» **Raw data**:
* * * * * * *

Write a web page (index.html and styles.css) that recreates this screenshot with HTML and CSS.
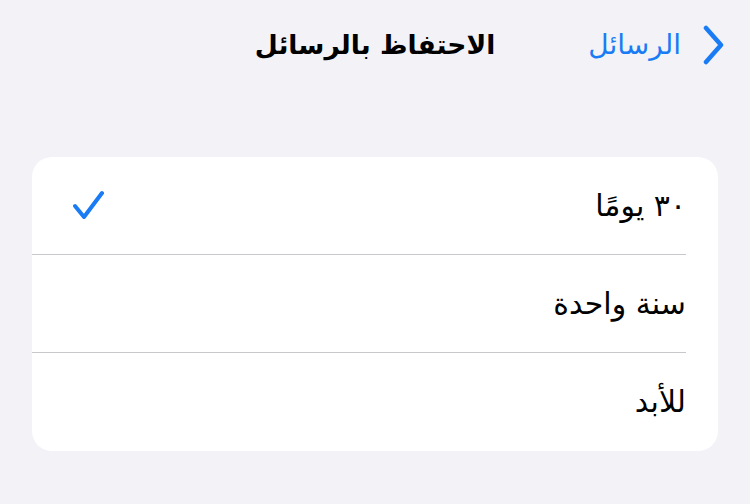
FILE: index.html
```html
<!DOCTYPE html>
<html lang="ar" dir="rtl">
<head>
<meta charset="utf-8">
<link rel="stylesheet" href="styles.css">
</head>
<body>
<header class="nav">
  <div class="back">
    <svg class="chev" width="22" height="40" viewBox="0 0 22 40"><path d="M3 3 L18 20 L3 37" fill="none" stroke="#1a7cf5" stroke-width="4.5" stroke-linecap="round" stroke-linejoin="round"/></svg>
    <span class="back-label">الرسائل</span>
  </div>
  <h1 class="title">الاحتفاظ بالرسائل</h1>
  <div class="spacer"></div>
</header>
<main>
  <section class="card">
    <div class="row">
      <div class="row-inner">
        <span class="label">٣٠ يومًا</span>
        <svg class="check" width="32" height="32" viewBox="0 0 32 32"><path d="M2 16 L11 27 L29 3" fill="none" stroke="#1a7cf5" stroke-width="4" stroke-linecap="round" stroke-linejoin="round"/></svg>
      </div>
    </div>
    <div class="row">
      <div class="row-inner">
        <span class="label">سنة واحدة</span>
      </div>
    </div>
    <div class="row last">
      <div class="row-inner">
        <span class="label">للأبد</span>
      </div>
    </div>
  </section>
</main>
</body>
</html>
```
FILE: styles.css
```css
html, body {
  margin: 0;
  padding: 0;
}
body {
  background: #f2f2f7;
  font-family: "DejaVu Sans", "Noto Sans", sans-serif;
  color: #000;
  width: 750px;
  height: 504px;
  overflow: hidden;
}
.nav {
  display: grid;
  grid-template-columns: 1fr auto 1fr;
  align-items: center;
  height: 90px;
}
.back {
  display: flex;
  align-items: center;
  gap: 22px;
  padding-right: 25px;
  color: #1a7cf5;
}
.chev {
  display: block;
}
.back-label {
  font-size: 28px;
  line-height: 1;
}
.title {
  margin: 0;
  font-size: 26.5px;
  font-weight: bold;
  line-height: 1;
}
.card {
  margin: 67px 32px 0;
  background: #fff;
  border-radius: 20px;
  overflow: hidden;
}
.row {
  padding-right: 32px;
  height: 98px;
}
.row-inner {
  height: 97px;
  border-bottom: 1px solid #c8c8cc;
  display: flex;
  align-items: center;
  justify-content: space-between;
}
.row.last .row-inner {
  border-bottom: none;
}
.label {
  font-size: 30px;
  line-height: 1;
}
.check {
  display: block;
  margin-left: 41px;
}
```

* * * * * * *

» **Written problem**: Gather all lines from the listing above in which "styles" occurs.

» **Task output**:
Write a web page (index.html and styles.css) that recreates this screenshot with HTML and CSS.
<link rel="stylesheet" href="styles.css">
FILE: styles.css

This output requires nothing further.